• What needs to be done:
Your task is to output the listing word for word, with pictures excluded.

• Data shown:
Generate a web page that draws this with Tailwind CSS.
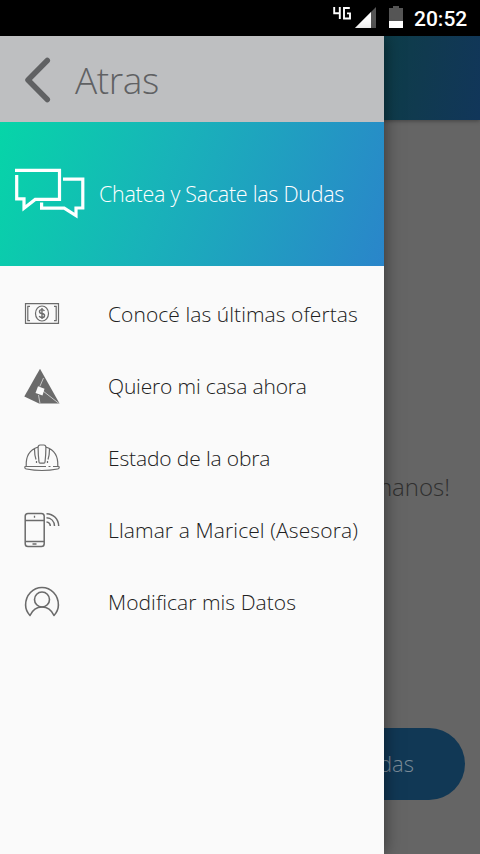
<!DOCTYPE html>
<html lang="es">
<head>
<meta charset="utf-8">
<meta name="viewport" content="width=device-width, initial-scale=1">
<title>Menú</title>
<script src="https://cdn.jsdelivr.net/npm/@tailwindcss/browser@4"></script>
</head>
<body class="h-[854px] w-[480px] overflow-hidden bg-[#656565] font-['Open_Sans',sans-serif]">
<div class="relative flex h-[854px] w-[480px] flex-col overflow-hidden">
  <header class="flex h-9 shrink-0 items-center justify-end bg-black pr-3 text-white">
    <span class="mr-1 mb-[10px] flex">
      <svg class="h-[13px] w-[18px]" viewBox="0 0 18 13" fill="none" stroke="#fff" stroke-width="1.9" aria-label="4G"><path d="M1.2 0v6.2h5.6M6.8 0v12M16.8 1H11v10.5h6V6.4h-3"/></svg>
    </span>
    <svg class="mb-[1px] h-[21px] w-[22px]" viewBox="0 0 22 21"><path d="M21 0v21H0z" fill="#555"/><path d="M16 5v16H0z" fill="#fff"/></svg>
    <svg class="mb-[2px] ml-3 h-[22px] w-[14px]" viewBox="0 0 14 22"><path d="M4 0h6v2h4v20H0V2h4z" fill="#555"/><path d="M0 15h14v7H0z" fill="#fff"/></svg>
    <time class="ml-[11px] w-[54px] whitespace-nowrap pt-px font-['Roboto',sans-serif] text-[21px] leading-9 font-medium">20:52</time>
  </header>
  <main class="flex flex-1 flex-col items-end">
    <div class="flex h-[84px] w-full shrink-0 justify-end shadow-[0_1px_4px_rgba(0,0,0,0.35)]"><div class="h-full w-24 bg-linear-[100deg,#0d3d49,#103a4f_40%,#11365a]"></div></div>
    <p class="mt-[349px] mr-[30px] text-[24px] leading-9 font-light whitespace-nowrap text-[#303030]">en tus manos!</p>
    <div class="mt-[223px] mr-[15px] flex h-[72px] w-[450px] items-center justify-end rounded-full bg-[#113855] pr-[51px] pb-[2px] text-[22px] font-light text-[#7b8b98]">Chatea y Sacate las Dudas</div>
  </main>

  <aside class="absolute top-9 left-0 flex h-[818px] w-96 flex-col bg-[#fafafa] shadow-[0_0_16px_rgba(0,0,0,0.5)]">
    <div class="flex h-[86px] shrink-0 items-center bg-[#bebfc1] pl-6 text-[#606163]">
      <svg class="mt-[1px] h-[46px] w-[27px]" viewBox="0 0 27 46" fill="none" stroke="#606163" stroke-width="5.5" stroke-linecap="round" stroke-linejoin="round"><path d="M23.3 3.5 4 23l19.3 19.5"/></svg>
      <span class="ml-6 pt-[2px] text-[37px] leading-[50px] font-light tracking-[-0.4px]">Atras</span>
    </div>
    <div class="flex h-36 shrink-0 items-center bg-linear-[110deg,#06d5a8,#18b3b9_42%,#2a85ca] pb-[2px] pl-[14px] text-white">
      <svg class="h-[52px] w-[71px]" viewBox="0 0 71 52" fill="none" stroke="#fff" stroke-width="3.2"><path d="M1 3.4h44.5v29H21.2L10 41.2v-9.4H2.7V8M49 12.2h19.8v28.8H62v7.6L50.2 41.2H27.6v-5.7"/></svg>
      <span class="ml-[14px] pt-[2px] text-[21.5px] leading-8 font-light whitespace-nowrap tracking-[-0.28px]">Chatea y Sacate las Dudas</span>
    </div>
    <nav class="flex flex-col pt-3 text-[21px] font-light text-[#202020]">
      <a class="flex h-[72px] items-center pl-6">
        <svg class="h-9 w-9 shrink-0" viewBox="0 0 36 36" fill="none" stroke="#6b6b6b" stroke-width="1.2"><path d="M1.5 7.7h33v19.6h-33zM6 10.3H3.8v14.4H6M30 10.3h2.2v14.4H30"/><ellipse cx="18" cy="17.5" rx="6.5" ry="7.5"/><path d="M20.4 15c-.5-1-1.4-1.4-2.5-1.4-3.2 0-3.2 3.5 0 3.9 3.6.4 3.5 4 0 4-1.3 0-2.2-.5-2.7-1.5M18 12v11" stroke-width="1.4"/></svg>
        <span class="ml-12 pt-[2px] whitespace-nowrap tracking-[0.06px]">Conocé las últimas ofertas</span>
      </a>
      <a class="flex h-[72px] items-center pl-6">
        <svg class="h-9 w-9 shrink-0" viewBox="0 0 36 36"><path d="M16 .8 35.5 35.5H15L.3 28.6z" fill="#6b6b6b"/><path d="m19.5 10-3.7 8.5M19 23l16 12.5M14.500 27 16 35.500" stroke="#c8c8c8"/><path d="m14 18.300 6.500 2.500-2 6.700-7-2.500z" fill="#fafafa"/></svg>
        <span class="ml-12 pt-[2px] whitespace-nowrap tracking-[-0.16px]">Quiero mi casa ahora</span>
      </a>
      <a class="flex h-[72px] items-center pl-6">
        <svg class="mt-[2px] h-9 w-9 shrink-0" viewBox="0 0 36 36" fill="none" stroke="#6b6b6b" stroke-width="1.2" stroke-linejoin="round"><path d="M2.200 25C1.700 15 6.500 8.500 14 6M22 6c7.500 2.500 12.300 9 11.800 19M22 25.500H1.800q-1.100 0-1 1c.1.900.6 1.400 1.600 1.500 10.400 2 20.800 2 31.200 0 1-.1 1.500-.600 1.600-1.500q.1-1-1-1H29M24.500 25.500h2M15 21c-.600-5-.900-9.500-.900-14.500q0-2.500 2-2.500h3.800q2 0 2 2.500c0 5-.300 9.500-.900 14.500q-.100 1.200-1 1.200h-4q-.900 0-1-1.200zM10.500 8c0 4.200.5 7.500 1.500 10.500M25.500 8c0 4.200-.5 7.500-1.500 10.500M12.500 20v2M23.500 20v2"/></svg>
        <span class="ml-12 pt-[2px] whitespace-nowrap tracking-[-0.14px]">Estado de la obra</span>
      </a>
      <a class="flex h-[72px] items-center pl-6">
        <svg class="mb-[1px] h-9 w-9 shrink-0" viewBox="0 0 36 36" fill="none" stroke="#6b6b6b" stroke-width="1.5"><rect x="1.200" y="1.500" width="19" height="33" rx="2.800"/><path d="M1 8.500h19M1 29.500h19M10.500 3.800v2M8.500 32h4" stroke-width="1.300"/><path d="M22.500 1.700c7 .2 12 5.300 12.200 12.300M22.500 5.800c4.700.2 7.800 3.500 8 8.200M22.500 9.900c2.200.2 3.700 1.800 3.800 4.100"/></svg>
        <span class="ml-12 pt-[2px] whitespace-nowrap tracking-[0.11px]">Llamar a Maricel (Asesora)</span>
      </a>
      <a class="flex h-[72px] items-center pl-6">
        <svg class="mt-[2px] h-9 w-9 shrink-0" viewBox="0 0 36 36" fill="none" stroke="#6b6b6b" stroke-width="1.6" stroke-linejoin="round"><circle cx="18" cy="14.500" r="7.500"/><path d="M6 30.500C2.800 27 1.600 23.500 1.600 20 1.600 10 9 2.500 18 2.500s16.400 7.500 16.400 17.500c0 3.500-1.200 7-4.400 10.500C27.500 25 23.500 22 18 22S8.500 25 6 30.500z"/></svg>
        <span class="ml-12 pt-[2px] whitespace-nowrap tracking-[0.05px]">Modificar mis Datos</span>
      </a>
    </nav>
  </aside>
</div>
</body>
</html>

• Answer below:
Generate a web page that draws this with Tailwind CSS.
<!DOCTYPE html>
<html lang="es">
<head>
<meta charset="utf-8">
<meta name="viewport" content="width=device-width, initial-scale=1">
<title>Menú</title>
<script src="https://cdn.jsdelivr.net/npm/@tailwindcss/browser@4"></script>
</head>
<body class="h-[854px] w-[480px] overflow-hidden bg-[#656565] font-['Open_Sans',sans-serif]">
<div class="relative flex h-[854px] w-[480px] flex-col overflow-hidden">
  <header class="flex h-9 shrink-0 items-center justify-end bg-black pr-3 text-white">
    <span class="mr-1 mb-[10px] flex">
      <svg class="h-[13px] w-[18px]" viewBox="0 0 18 13" fill="none" stroke="#fff" stroke-width="1.9" aria-label="4G"><path d="M1.2 0v6.2h5.6M6.8 0v12M16.8 1H11v10.5h6V6.4h-3"/></svg>
    </span>
    <svg class="mb-[1px] h-[21px] w-[22px]" viewBox="0 0 22 21"><path d="M21 0v21H0z" fill="#555"/><path d="M16 5v16H0z" fill="#fff"/></svg>
    <svg class="mb-[2px] ml-3 h-[22px] w-[14px]" viewBox="0 0 14 22"><path d="M4 0h6v2h4v20H0V2h4z" fill="#555"/><path d="M0 15h14v7H0z" fill="#fff"/></svg>
    <time class="ml-[11px] w-[54px] whitespace-nowrap pt-px font-['Roboto',sans-serif] text-[21px] leading-9 font-medium">20:52</time>
  </header>
  <main class="flex flex-1 flex-col items-end">
    <div class="flex h-[84px] w-full shrink-0 justify-end shadow-[0_1px_4px_rgba(0,0,0,0.35)]"><div class="h-full w-24 bg-linear-[100deg,#0d3d49,#103a4f_40%,#11365a]"></div></div>
    <p class="mt-[349px] mr-[30px] text-[24px] leading-9 font-light whitespace-nowrap text-[#303030]">en tus manos!</p>
    <div class="mt-[223px] mr-[15px] flex h-[72px] w-[450px] items-center justify-end rounded-full bg-[#113855] pr-[51px] pb-[2px] text-[22px] font-light text-[#7b8b98]">Chatea y Sacate las Dudas</div>
  </main>

  <aside class="absolute top-9 left-0 flex h-[818px] w-96 flex-col bg-[#fafafa] shadow-[0_0_16px_rgba(0,0,0,0.5)]">
    <div class="flex h-[86px] shrink-0 items-center bg-[#bebfc1] pl-6 text-[#606163]">
      <svg class="mt-[1px] h-[46px] w-[27px]" viewBox="0 0 27 46" fill="none" stroke="#606163" stroke-width="5.5" stroke-linecap="round" stroke-linejoin="round"><path d="M23.3 3.5 4 23l19.3 19.5"/></svg>
      <span class="ml-6 pt-[2px] text-[37px] leading-[50px] font-light tracking-[-0.4px]">Atras</span>
    </div>
    <div class="flex h-36 shrink-0 items-center bg-linear-[110deg,#06d5a8,#18b3b9_42%,#2a85ca] pb-[2px] pl-[14px] text-white">
      <svg class="h-[52px] w-[71px]" viewBox="0 0 71 52" fill="none" stroke="#fff" stroke-width="3.2"><path d="M1 3.4h44.5v29H21.2L10 41.2v-9.4H2.7V8M49 12.2h19.8v28.8H62v7.6L50.2 41.2H27.6v-5.7"/></svg>
      <span class="ml-[14px] pt-[2px] text-[21.5px] leading-8 font-light whitespace-nowrap tracking-[-0.28px]">Chatea y Sacate las Dudas</span>
    </div>
    <nav class="flex flex-col pt-3 text-[21px] font-light text-[#202020]">
      <a class="flex h-[72px] items-center pl-6">
        <svg class="h-9 w-9 shrink-0" viewBox="0 0 36 36" fill="none" stroke="#6b6b6b" stroke-width="1.2"><path d="M1.5 7.7h33v19.6h-33zM6 10.3H3.8v14.4H6M30 10.3h2.2v14.4H30"/><ellipse cx="18" cy="17.5" rx="6.5" ry="7.5"/><path d="M20.4 15c-.5-1-1.4-1.4-2.5-1.4-3.2 0-3.2 3.5 0 3.9 3.6.4 3.5 4 0 4-1.3 0-2.2-.5-2.7-1.5M18 12v11" stroke-width="1.4"/></svg>
        <span class="ml-12 pt-[2px] whitespace-nowrap tracking-[0.06px]">Conocé las últimas ofertas</span>
      </a>
      <a class="flex h-[72px] items-center pl-6">
        <svg class="h-9 w-9 shrink-0" viewBox="0 0 36 36"><path d="M16 .8 35.5 35.5H15L.3 28.6z" fill="#6b6b6b"/><path d="m19.5 10-3.7 8.5M19 23l16 12.5M14.500 27 16 35.500" stroke="#c8c8c8"/><path d="m14 18.300 6.500 2.500-2 6.700-7-2.500z" fill="#fafafa"/></svg>
        <span class="ml-12 pt-[2px] whitespace-nowrap tracking-[-0.16px]">Quiero mi casa ahora</span>
      </a>
      <a class="flex h-[72px] items-center pl-6">
        <svg class="mt-[2px] h-9 w-9 shrink-0" viewBox="0 0 36 36" fill="none" stroke="#6b6b6b" stroke-width="1.2" stroke-linejoin="round"><path d="M2.200 25C1.700 15 6.500 8.500 14 6M22 6c7.500 2.500 12.300 9 11.800 19M22 25.500H1.800q-1.100 0-1 1c.1.900.6 1.400 1.600 1.500 10.400 2 20.800 2 31.200 0 1-.1 1.500-.600 1.600-1.500q.1-1-1-1H29M24.500 25.500h2M15 21c-.600-5-.900-9.500-.900-14.500q0-2.500 2-2.500h3.800q2 0 2 2.500c0 5-.300 9.500-.900 14.500q-.100 1.200-1 1.200h-4q-.900 0-1-1.200zM10.500 8c0 4.200.5 7.500 1.500 10.500M25.500 8c0 4.200-.5 7.500-1.500 10.500M12.500 20v2M23.500 20v2"/></svg>
        <span class="ml-12 pt-[2px] whitespace-nowrap tracking-[-0.14px]">Estado de la obra</span>
      </a>
      <a class="flex h-[72px] items-center pl-6">
        <svg class="mb-[1px] h-9 w-9 shrink-0" viewBox="0 0 36 36" fill="none" stroke="#6b6b6b" stroke-width="1.5"><rect x="1.200" y="1.500" width="19" height="33" rx="2.800"/><path d="M1 8.500h19M1 29.500h19M10.500 3.800v2M8.500 32h4" stroke-width="1.300"/><path d="M22.500 1.700c7 .2 12 5.300 12.200 12.300M22.500 5.800c4.700.2 7.800 3.500 8 8.200M22.500 9.900c2.200.2 3.700 1.800 3.800 4.100"/></svg>
        <span class="ml-12 pt-[2px] whitespace-nowrap tracking-[0.11px]">Llamar a Maricel (Asesora)</span>
      </a>
      <a class="flex h-[72px] items-center pl-6">
        <svg class="mt-[2px] h-9 w-9 shrink-0" viewBox="0 0 36 36" fill="none" stroke="#6b6b6b" stroke-width="1.6" stroke-linejoin="round"><circle cx="18" cy="14.500" r="7.500"/><path d="M6 30.500C2.800 27 1.600 23.500 1.600 20 1.600 10 9 2.500 18 2.500s16.400 7.500 16.400 17.500c0 3.500-1.200 7-4.400 10.500C27.500 25 23.500 22 18 22S8.500 25 6 30.500z"/></svg>
        <span class="ml-12 pt-[2px] whitespace-nowrap tracking-[0.05px]">Modificar mis Datos</span>
      </a>
    </nav>
  </aside>
</div>
</body>
</html>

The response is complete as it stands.